begin
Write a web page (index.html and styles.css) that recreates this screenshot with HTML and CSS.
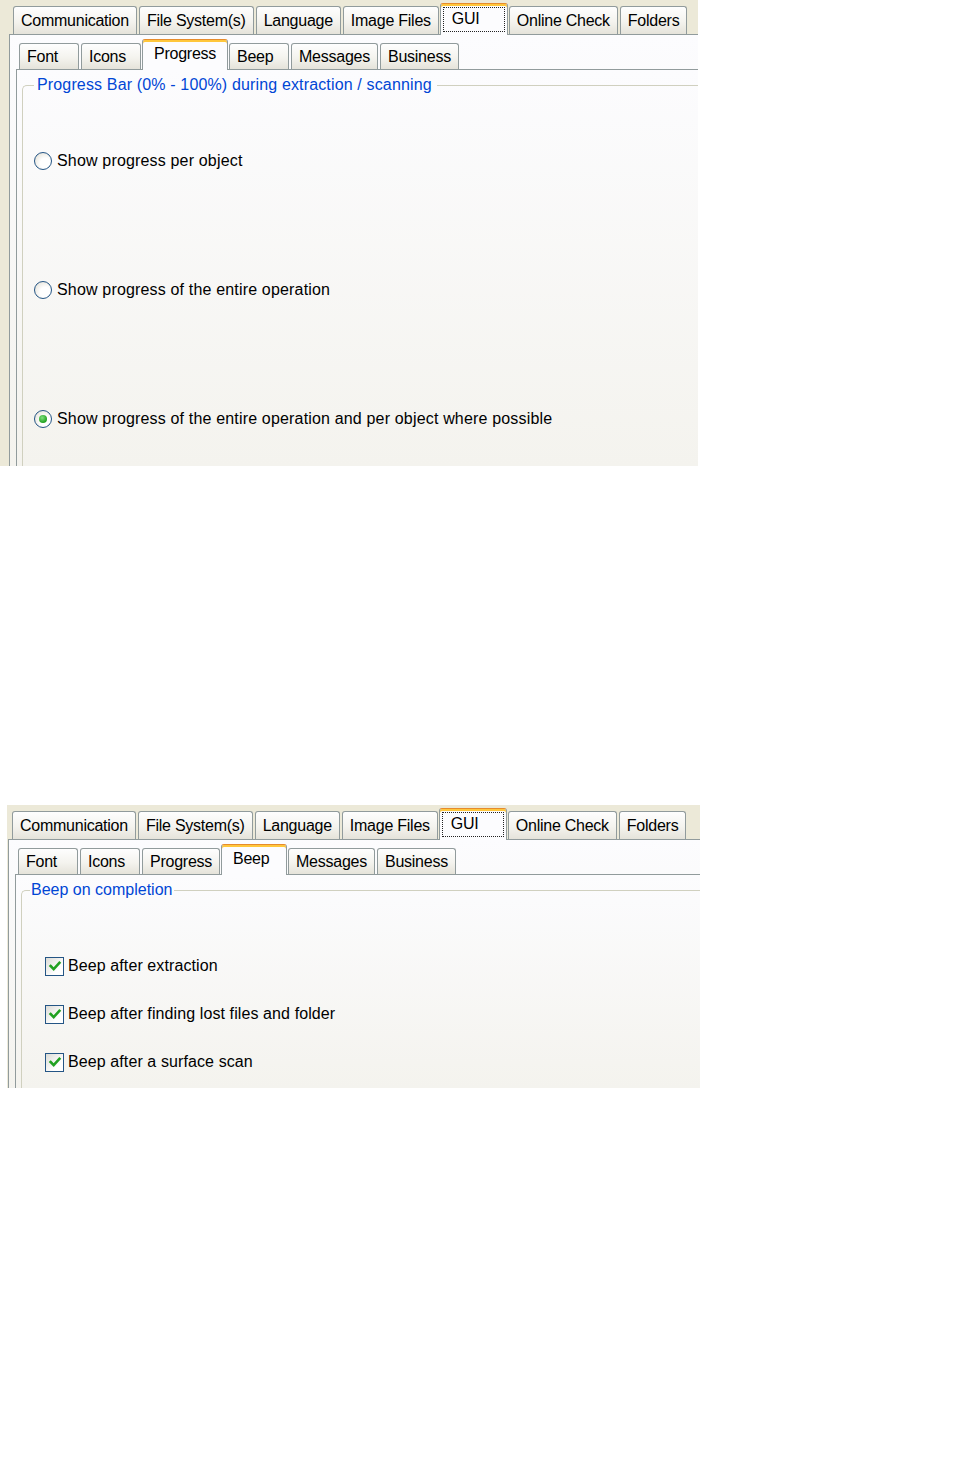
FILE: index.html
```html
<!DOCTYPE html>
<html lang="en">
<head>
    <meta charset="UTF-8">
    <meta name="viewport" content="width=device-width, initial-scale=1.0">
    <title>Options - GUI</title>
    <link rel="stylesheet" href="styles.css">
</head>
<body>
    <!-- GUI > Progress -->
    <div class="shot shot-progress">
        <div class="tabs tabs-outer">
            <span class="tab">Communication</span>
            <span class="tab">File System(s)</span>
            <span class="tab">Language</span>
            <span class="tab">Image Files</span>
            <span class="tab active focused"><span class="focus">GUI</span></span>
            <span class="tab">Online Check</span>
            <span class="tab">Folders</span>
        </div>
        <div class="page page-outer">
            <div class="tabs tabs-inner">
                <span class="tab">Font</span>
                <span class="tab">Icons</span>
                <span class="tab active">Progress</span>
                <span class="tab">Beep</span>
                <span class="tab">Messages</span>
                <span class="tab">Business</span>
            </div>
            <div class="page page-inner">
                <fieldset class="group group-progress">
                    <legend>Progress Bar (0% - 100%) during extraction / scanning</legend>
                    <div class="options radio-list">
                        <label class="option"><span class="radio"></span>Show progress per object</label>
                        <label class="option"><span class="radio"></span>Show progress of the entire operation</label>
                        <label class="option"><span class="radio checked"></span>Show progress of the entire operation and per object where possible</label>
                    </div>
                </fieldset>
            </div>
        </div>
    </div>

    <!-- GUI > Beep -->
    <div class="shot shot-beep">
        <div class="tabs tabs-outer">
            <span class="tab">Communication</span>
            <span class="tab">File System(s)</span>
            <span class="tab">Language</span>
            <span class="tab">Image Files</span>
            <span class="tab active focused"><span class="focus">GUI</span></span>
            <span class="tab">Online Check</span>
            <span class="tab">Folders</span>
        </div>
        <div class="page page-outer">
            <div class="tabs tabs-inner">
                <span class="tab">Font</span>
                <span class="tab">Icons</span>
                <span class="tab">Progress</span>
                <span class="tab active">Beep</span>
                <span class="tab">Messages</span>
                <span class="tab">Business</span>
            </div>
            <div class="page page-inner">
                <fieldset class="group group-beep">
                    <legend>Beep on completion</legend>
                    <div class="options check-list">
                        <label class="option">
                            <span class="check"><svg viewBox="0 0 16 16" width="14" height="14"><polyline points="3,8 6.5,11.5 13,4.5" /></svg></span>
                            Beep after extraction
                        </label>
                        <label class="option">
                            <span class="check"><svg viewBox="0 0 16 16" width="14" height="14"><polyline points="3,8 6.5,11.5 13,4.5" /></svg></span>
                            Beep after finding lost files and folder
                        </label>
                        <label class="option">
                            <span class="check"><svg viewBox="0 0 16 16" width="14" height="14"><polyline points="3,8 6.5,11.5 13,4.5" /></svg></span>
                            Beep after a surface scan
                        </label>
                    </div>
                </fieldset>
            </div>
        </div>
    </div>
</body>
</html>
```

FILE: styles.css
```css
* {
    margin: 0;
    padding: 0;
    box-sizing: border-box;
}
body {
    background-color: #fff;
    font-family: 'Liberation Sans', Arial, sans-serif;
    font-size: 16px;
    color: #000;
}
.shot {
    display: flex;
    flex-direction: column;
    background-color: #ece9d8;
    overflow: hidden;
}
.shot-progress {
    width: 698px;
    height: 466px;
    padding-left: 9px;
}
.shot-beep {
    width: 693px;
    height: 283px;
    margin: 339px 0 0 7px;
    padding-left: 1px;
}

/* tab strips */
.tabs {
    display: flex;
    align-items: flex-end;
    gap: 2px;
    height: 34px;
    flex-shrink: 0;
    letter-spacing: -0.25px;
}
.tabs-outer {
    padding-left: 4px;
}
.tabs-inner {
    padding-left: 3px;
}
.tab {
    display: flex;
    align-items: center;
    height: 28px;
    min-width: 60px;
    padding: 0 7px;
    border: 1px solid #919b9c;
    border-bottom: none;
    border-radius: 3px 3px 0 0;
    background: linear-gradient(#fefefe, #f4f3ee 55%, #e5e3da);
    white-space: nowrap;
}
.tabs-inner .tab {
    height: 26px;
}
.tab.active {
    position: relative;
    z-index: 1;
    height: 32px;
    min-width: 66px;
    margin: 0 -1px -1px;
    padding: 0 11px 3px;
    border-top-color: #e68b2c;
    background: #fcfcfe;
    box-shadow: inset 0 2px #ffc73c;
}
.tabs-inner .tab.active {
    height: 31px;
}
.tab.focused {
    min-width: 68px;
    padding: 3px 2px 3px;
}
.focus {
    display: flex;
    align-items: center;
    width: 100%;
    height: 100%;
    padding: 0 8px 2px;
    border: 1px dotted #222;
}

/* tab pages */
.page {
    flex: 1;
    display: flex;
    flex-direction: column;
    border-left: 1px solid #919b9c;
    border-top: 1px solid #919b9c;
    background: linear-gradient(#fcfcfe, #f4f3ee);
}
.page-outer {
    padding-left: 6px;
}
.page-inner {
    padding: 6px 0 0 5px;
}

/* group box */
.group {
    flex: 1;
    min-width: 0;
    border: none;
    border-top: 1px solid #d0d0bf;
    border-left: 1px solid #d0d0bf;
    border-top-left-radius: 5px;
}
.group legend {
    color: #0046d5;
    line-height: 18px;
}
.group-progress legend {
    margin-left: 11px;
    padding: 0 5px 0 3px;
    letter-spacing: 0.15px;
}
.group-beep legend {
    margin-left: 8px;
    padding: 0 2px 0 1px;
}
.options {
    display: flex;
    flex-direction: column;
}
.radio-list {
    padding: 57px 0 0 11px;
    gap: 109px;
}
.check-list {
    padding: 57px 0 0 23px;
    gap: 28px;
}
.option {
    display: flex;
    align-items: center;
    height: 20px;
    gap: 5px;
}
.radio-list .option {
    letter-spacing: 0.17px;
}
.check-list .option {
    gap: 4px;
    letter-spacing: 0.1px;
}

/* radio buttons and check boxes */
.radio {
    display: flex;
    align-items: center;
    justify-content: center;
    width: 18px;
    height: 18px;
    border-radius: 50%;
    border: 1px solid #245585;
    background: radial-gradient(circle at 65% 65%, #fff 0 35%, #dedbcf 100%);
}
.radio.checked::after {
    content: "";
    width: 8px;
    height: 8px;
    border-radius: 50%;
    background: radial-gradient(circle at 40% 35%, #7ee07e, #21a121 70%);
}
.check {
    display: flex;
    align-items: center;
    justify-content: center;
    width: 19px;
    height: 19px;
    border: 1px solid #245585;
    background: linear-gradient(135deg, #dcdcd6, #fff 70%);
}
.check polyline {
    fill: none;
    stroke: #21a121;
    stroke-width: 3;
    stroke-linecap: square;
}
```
end
*WRITTEN REQUEST*: Set the data above down again exactly as given, with no pictures.

*OUTPUT BELOW*:
Write a web page (index.html and styles.css) that recreates this screenshot with HTML and CSS.
FILE: index.html
```html
<!DOCTYPE html>
<html lang="en">
<head>
    <meta charset="UTF-8">
    <meta name="viewport" content="width=device-width, initial-scale=1.0">
    <title>Options - GUI</title>
    <link rel="stylesheet" href="styles.css">
</head>
<body>
    <!-- GUI > Progress -->
    <div class="shot shot-progress">
        <div class="tabs tabs-outer">
            <span class="tab">Communication</span>
            <span class="tab">File System(s)</span>
            <span class="tab">Language</span>
            <span class="tab">Image Files</span>
            <span class="tab active focused"><span class="focus">GUI</span></span>
            <span class="tab">Online Check</span>
            <span class="tab">Folders</span>
        </div>
        <div class="page page-outer">
            <div class="tabs tabs-inner">
                <span class="tab">Font</span>
                <span class="tab">Icons</span>
                <span class="tab active">Progress</span>
                <span class="tab">Beep</span>
                <span class="tab">Messages</span>
                <span class="tab">Business</span>
            </div>
            <div class="page page-inner">
                <fieldset class="group group-progress">
                    <legend>Progress Bar (0% - 100%) during extraction / scanning</legend>
                    <div class="options radio-list">
                        <label class="option"><span class="radio"></span>Show progress per object</label>
                        <label class="option"><span class="radio"></span>Show progress of the entire operation</label>
                        <label class="option"><span class="radio checked"></span>Show progress of the entire operation and per object where possible</label>
                    </div>
                </fieldset>
            </div>
        </div>
    </div>

    <!-- GUI > Beep -->
    <div class="shot shot-beep">
        <div class="tabs tabs-outer">
            <span class="tab">Communication</span>
            <span class="tab">File System(s)</span>
            <span class="tab">Language</span>
            <span class="tab">Image Files</span>
            <span class="tab active focused"><span class="focus">GUI</span></span>
            <span class="tab">Online Check</span>
            <span class="tab">Folders</span>
        </div>
        <div class="page page-outer">
            <div class="tabs tabs-inner">
                <span class="tab">Font</span>
                <span class="tab">Icons</span>
                <span class="tab">Progress</span>
                <span class="tab active">Beep</span>
                <span class="tab">Messages</span>
                <span class="tab">Business</span>
            </div>
            <div class="page page-inner">
                <fieldset class="group group-beep">
                    <legend>Beep on completion</legend>
                    <div class="options check-list">
                        <label class="option">
                            <span class="check"><svg viewBox="0 0 16 16" width="14" height="14"><polyline points="3,8 6.5,11.5 13,4.5" /></svg></span>
                            Beep after extraction
                        </label>
                        <label class="option">
                            <span class="check"><svg viewBox="0 0 16 16" width="14" height="14"><polyline points="3,8 6.5,11.5 13,4.5" /></svg></span>
                            Beep after finding lost files and folder
                        </label>
                        <label class="option">
                            <span class="check"><svg viewBox="0 0 16 16" width="14" height="14"><polyline points="3,8 6.5,11.5 13,4.5" /></svg></span>
                            Beep after a surface scan
                        </label>
                    </div>
                </fieldset>
            </div>
        </div>
    </div>
</body>
</html>
```

FILE: styles.css
```css
* {
    margin: 0;
    padding: 0;
    box-sizing: border-box;
}
body {
    background-color: #fff;
    font-family: 'Liberation Sans', Arial, sans-serif;
    font-size: 16px;
    color: #000;
}
.shot {
    display: flex;
    flex-direction: column;
    background-color: #ece9d8;
    overflow: hidden;
}
.shot-progress {
    width: 698px;
    height: 466px;
    padding-left: 9px;
}
.shot-beep {
    width: 693px;
    height: 283px;
    margin: 339px 0 0 7px;
    padding-left: 1px;
}

/* tab strips */
.tabs {
    display: flex;
    align-items: flex-end;
    gap: 2px;
    height: 34px;
    flex-shrink: 0;
    letter-spacing: -0.25px;
}
.tabs-outer {
    padding-left: 4px;
}
.tabs-inner {
    padding-left: 3px;
}
.tab {
    display: flex;
    align-items: center;
    height: 28px;
    min-width: 60px;
    padding: 0 7px;
    border: 1px solid #919b9c;
    border-bottom: none;
    border-radius: 3px 3px 0 0;
    background: linear-gradient(#fefefe, #f4f3ee 55%, #e5e3da);
    white-space: nowrap;
}
.tabs-inner .tab {
    height: 26px;
}
.tab.active {
    position: relative;
    z-index: 1;
    height: 32px;
    min-width: 66px;
    margin: 0 -1px -1px;
    padding: 0 11px 3px;
    border-top-color: #e68b2c;
    background: #fcfcfe;
    box-shadow: inset 0 2px #ffc73c;
}
.tabs-inner .tab.active {
    height: 31px;
}
.tab.focused {
    min-width: 68px;
    padding: 3px 2px 3px;
}
.focus {
    display: flex;
    align-items: center;
    width: 100%;
    height: 100%;
    padding: 0 8px 2px;
    border: 1px dotted #222;
}

/* tab pages */
.page {
    flex: 1;
    display: flex;
    flex-direction: column;
    border-left: 1px solid #919b9c;
    border-top: 1px solid #919b9c;
    background: linear-gradient(#fcfcfe, #f4f3ee);
}
.page-outer {
    padding-left: 6px;
}
.page-inner {
    padding: 6px 0 0 5px;
}

/* group box */
.group {
    flex: 1;
    min-width: 0;
    border: none;
    border-top: 1px solid #d0d0bf;
    border-left: 1px solid #d0d0bf;
    border-top-left-radius: 5px;
}
.group legend {
    color: #0046d5;
    line-height: 18px;
}
.group-progress legend {
    margin-left: 11px;
    padding: 0 5px 0 3px;
    letter-spacing: 0.15px;
}
.group-beep legend {
    margin-left: 8px;
    padding: 0 2px 0 1px;
}
.options {
    display: flex;
    flex-direction: column;
}
.radio-list {
    padding: 57px 0 0 11px;
    gap: 109px;
}
.check-list {
    padding: 57px 0 0 23px;
    gap: 28px;
}
.option {
    display: flex;
    align-items: center;
    height: 20px;
    gap: 5px;
}
.radio-list .option {
    letter-spacing: 0.17px;
}
.check-list .option {
    gap: 4px;
    letter-spacing: 0.1px;
}

/* radio buttons and check boxes */
.radio {
    display: flex;
    align-items: center;
    justify-content: center;
    width: 18px;
    height: 18px;
    border-radius: 50%;
    border: 1px solid #245585;
    background: radial-gradient(circle at 65% 65%, #fff 0 35%, #dedbcf 100%);
}
.radio.checked::after {
    content: "";
    width: 8px;
    height: 8px;
    border-radius: 50%;
    background: radial-gradient(circle at 40% 35%, #7ee07e, #21a121 70%);
}
.check {
    display: flex;
    align-items: center;
    justify-content: center;
    width: 19px;
    height: 19px;
    border: 1px solid #245585;
    background: linear-gradient(135deg, #dcdcd6, #fff 70%);
}
.check polyline {
    fill: none;
    stroke: #21a121;
    stroke-width: 3;
    stroke-linecap: square;
}
```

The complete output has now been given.